In Pierce County, inventory is just 1.4 months. And even in Snohomish County, where median prices barely budged in May (falling just 0.01% to $499,950), inventory is 1.5 months, according to the MLS data.

And lest anyone need reminding, affordability also remains deeply elusive.

In King County, just 13.8% of single family homes listed for sale have asking prices of less than $600,000, according to an MLS analysis — putting the vast majority of homes far beyond the reach of many residents.

Indeed, it is that dynamic that has helped push up prices in outlying areas, as residents priced out of Seattle and, increasingly, Tacoma, seek more affordable neighborhoods.

In areas around Tacoma, for example, prices are kicking up sharply. In Kitsap County, the median home price increased 6.9% over the past 12 months, to $385,000, in May — a significant jump from April’s increase of 4.5%.

In Thurston County, median prices went up by 11.3% year over year, to $345,000, compared to 8.2% in April, according to the MLS data.

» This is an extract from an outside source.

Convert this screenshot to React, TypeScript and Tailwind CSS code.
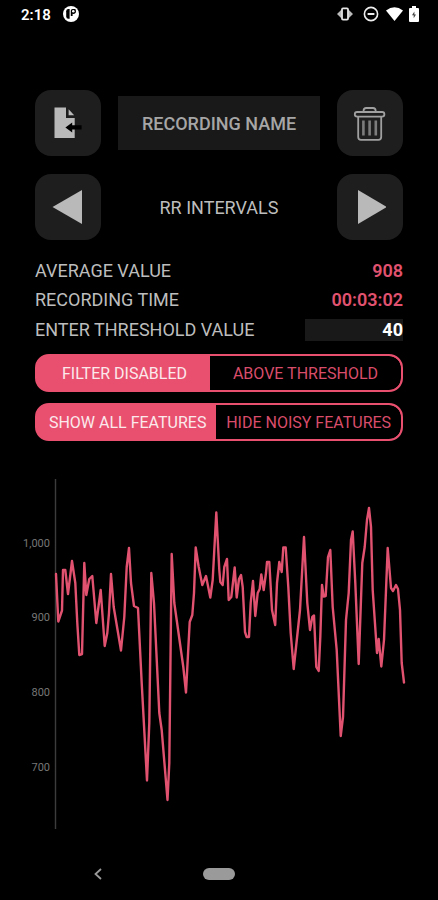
import { ReactNode, useState } from 'react';

const PLOT_POINTS = [
  [32, 95], [34.3, 142.5], [38, 131.5], [39, 91], [41.3, 91], [44, 115], [48, 82], [51.3, 104], [53.3, 144],
  [55.3, 176], [58, 175], [60.3, 84], [62.3, 116], [65.3, 100], [68.3, 97], [72.3, 144], [76.7, 111], [80.7, 167],
  [83.3, 154], [85, 134], [87, 95], [89.7, 128], [97, 171.5], [100.3, 138], [102.7, 88], [105, 69], [107, 104],
  [110, 127], [114, 129], [117.7, 204], [123, 301.5], [125.3, 244], [127.3, 94], [130, 124], [135.3, 234],
  [137.7, 251], [143.5, 321], [145.3, 284], [147.7, 75], [150.3, 124], [152.7, 141], [159.3, 188], [162, 213.5],
  [165.7, 143], [168.3, 136], [170, 114], [171.7, 68.5], [174.7, 88], [178.3, 106], [182, 97], [186.3, 118.5],
  [188.7, 101], [192.3, 33.5], [195.3, 91], [196.3, 103], [198.7, 106], [200.3, 88], [203, 80], [204.7, 121],
  [207.3, 118], [210.7, 88.5], [212.7, 118.5], [215, 100], [217, 96], [218.7, 108], [221, 153], [222.7, 158],
  [225, 158], [226.7, 124], [229, 102], [231.3, 137], [233.7, 114], [235.7, 110], [237.3, 95.5], [239.7, 111],
  [242, 94], [243, 83], [245.3, 83], [248, 131], [251.2, 146], [253, 104], [255.3, 83], [257.7, 93], [259.3, 68.5],
  [261.7, 68.5], [264.3, 108], [266.7, 154], [269.7, 190], [276, 131], [280, 58], [283.3, 124], [286, 151],
  [288.3, 138], [290, 136.5], [292.3, 188], [294.7, 192], [296.3, 158], [298, 106], [299.7, 117.5], [301.7, 117],
  [304, 78], [306.3, 71], [308.7, 128], [312.7, 171], [316.7, 257], [319, 238], [322, 141], [324.7, 114],
  [327, 61], [328.7, 52.5], [331.3, 104], [334.7, 185], [338.3, 84], [340.7, 68], [343, 41], [345, 29], [347, 48],
  [348.7, 111], [353, 174], [354.7, 160], [357.3, 187.5], [360, 161], [363.7, 69], [367, 109], [369, 112],
  [372, 106], [374, 110], [376, 131], [377.7, 184], [380, 203.5],
];

const AXIS_LABELS = [
  { label: '1,000', y: 64 },
  { label: '900', y: 138 },
  { label: '800', y: 213 },
  { label: '700', y: 288 },
];

function StatusBar() {
  return (
    <div className="flex h-7 items-center justify-between pl-[21px] pr-[19px] text-white">
      <div className="flex items-center gap-3">
        <span className="pt-0.5 text-[15px] font-semibold">2:18</span>
        <svg className="size-4" viewBox="0 0 16 16" aria-hidden="true">
          <circle cx="8" cy="8" r="8" fill="#fff" />
          <path d="M3.2 5.2Q3.2 3 5.4 3H6.6V12.8H5.4Q3.2 12.8 3.2 10.6Z" fill="#000" />
          <path d="M7.8 10V4.8Q7.8 3 9.6 3H12.4Q13.4 5 12.8 6.6Q12.2 8.2 9.6 7.8V10Z" fill="#000" />
          <circle cx="10.3" cy="5.2" r="1.3" fill="#fff" />
        </svg>
      </div>
      <div className="flex items-center">
        <svg className="mr-2.5 h-4 w-4" viewBox="0 0 16 16" aria-hidden="true">
          <path d="M0 8L4.6 3.4V12.6ZM16 8L11.4 3.4V12.6Z" fill="#bbb" />
          <rect x="5" y="2.4" width="6" height="11.2" rx="1" fill="#000" stroke="#e5e5e5" strokeWidth="1.8" />
        </svg>
        <svg className="mr-[7px] h-4 w-4" viewBox="0 0 16 16" fill="none" stroke="#eee" aria-hidden="true">
          <circle cx="8" cy="8" r="6.6" strokeWidth="1.6" />
          <path d="M4.6 8H11.4" strokeWidth="2" />
        </svg>
        <svg className="mr-1.5 h-4 w-[17px]" viewBox="0 0 17 16" aria-hidden="true">
          <path d="M0 4.4Q8.5 -2 17 4.4L8.5 15Z" fill="#fff" />
        </svg>
        <svg className="h-4 w-2.5" viewBox="0 0 10 16" aria-hidden="true">
          <path d="M3 0H7V2H9Q10 2 10 3V15Q10 16 9 16H1Q0 16 0 15V3Q0 2 1 2H3Z" fill="#fff" />
          <path d="M5.4 5.4L3 9.2H4.7V12.2L7 8.4H5.4Z" fill="#444" />
        </svg>
      </div>
    </div>
  );
}

function IconButton({ label, children }: { label: string; children: ReactNode }) {
  return (
    <button
      type="button"
      aria-label={label}
      className="flex size-[66px] shrink-0 items-center justify-center rounded-2xl bg-[#1e1e1e]"
    >
      {children}
    </button>
  );
}

function Segmented({ label, options }: { label: string; options: string[] }) {
  const [active, setActive] = useState(0);

  return (
    <div
      role="group"
      aria-label={label}
      className="flex h-[38px] overflow-hidden rounded-[14px] border-2 border-[#e9506f] bg-[#e9506f]"
    >
      {options.map((option, i) => (
        <button
          key={option}
          type="button"
          aria-pressed={active === i}
          onClick={() => setActive(i)}
          className={`flex-auto whitespace-nowrap pt-0.5 text-base ${
            active === i ? 'bg-[#e9506f] text-[#fbe9ec]' : 'bg-black text-[#d94d6b]'
          } ${i === 0 ? 'rounded-l-xl pl-0.5' : 'rounded-r-xl'}`}
        >
          {option}
        </button>
      ))}
    </div>
  );
}

function IntervalChart() {
  return (
    <svg className="w-full overflow-visible" viewBox="0 0 380 350" role="img" aria-label="RR intervals chart">
      <path d="M31.5 0V350" stroke="#3c3c3c" strokeWidth="1.4" />
      {AXIS_LABELS.map(({ label, y }) => (
        <text key={label} x="26" y={y} dy="4" textAnchor="end" className="fill-[#777777] text-[11px]">
          {label}
        </text>
      ))}
      <polyline
        points={PLOT_POINTS.map((p) => p.join(',')).join(' ')}
        fill="none"
        stroke="#e0526f"
        strokeWidth="2.4"
        strokeLinejoin="round"
        strokeLinecap="round"
      />
    </svg>
  );
}

export default function App() {
  return (
    <div className="min-h-screen bg-black font-['Roboto',sans-serif] text-[#bdbdbd]">
      <StatusBar />

      <main className="pt-[62px]">
        <div className="px-[35px]">
          <div className="flex items-center gap-[17px]">
            <IconButton label="Export recording">
              <svg className="size-8" viewBox="0 0 32 32" aria-hidden="true">
                <path d="M2.5 .5H14V11H22.7V31H2.5Z" fill="#b9b9b9" />
                <path d="M16.6 2.2L22.2 8.2H16.6Z" fill="#b9b9b9" />
                <path d="M13.4 20.4L20.2 15.4V18.2H29.6V22.6H20.2V25.4Z" fill="#000" />
              </svg>
            </IconButton>
            <button
              type="button"
              className="h-[54px] min-w-0 flex-1 bg-[#191919] pt-0.5 text-lg font-medium text-[#a6a6a6]"
            >
              RECORDING NAME
            </button>
            <IconButton label="Delete recording">
              <svg className="size-9" viewBox="0 0 36 36" fill="none" stroke="#a0a0a0" strokeWidth="1.8" aria-hidden="true">
                <rect x="2.8" y="7" width="29.6" height="4.6" rx="2.3" />
                <path d="M11.6 7V5.6Q11.6 3 14.2 3H21Q23.6 3 23.6 5.6V7" />
                <path d="M6.2 11.6V32Q6.2 34.8 9 34.8H26.4Q29.2 34.8 29.2 32V11.6" />
                <path d="M11.4 15.6V30.6M17.6 15.6V30.6M23.8 15.6V30.6" stroke="#7c7c7c" strokeWidth="2.6" />
              </svg>
            </IconButton>
          </div>

          <div className="mt-[18px] flex items-center justify-between">
            <IconButton label="Previous feature">
              <svg className="h-9 w-8" viewBox="0 0 32 36" fill="#b9b9b9" aria-hidden="true">
                <path d="M0.5 18L30 1V35Z" />
              </svg>
            </IconButton>
            <h1 className="pt-0.5 text-lg">RR INTERVALS</h1>
            <IconButton label="Next feature">
              <svg className="h-9 w-8" viewBox="0 0 32 36" fill="#b9b9b9" aria-hidden="true">
                <path d="M33 18L4 1V35Z" />
              </svg>
            </IconButton>
          </div>

          <div className="mt-4 text-lg">
            <div className="flex h-[29px] items-center justify-between">
              <span>AVERAGE VALUE</span>
              <span className="font-semibold text-[#e0526f]">908</span>
            </div>
            <div className="flex h-[30px] items-center justify-between">
              <span>RECORDING TIME</span>
              <span className="font-semibold text-[#e0526f]">00:03:02</span>
            </div>
            <div className="flex h-[29px] items-center justify-between">
              <label htmlFor="threshold">ENTER THRESHOLD VALUE</label>
              <input
                id="threshold"
                type="text"
                inputMode="numeric"
                defaultValue="40"
                className="h-[22px] w-[98px] bg-[#191919] text-right font-bold text-white outline-none"
              />
            </div>
          </div>

          <div className="mt-2.5 flex flex-col gap-[11px]">
            <Segmented label="Filter" options={['FILTER DISABLED', 'ABOVE THRESHOLD']} />
            <Segmented label="Features" options={['SHOW ALL FEATURES', 'HIDE NOISY FEATURES']} />
          </div>
        </div>

        <div className="mt-[38px] pl-6 pr-[34px]">
          <IntervalChart />
        </div>
      </main>

      <nav className="grid grid-cols-[1fr_auto_1fr] items-center pt-[39px]">
        <button type="button" aria-label="Back" className="mr-2 justify-self-center">
          <svg className="h-3 w-2" viewBox="0 0 8 12" fill="none" stroke="#9a9a9a" strokeWidth="1.8" aria-hidden="true">
            <path d="M7 1L1.5 6L7 11" />
          </svg>
        </button>
        <button type="button" aria-label="Home" className="h-3 w-8 rounded-full bg-[#9a9a9a]" />
      </nav>
    </div>
  );
}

Similarly, even counties out in Central Washington are seeing what some call “Seattle prices” as more Puget Sound residents and even some businesses relocate. In Kittitas, Chelan, and Douglas counties, median house prices in May had year-over-year jumps of 6.4% (to $$375,000), 4.2% (to $375,000), and 23.2% (to $343,450), respectively, according to the MLS data.

And, of course, in what’s left of the affordable market — homes under $400,000 — demand remains hot regardless of location.

Seattle realtor Danae Goss recently listed a three-bedroom, two-bath 1,450-square-foot fixer-upper in Lynnwood for under $400,000 and got 18 offers, including 6 that were all cash.

“People want a house,” Goss says, “but they can’t afford anything over $400, so they have to go further north.”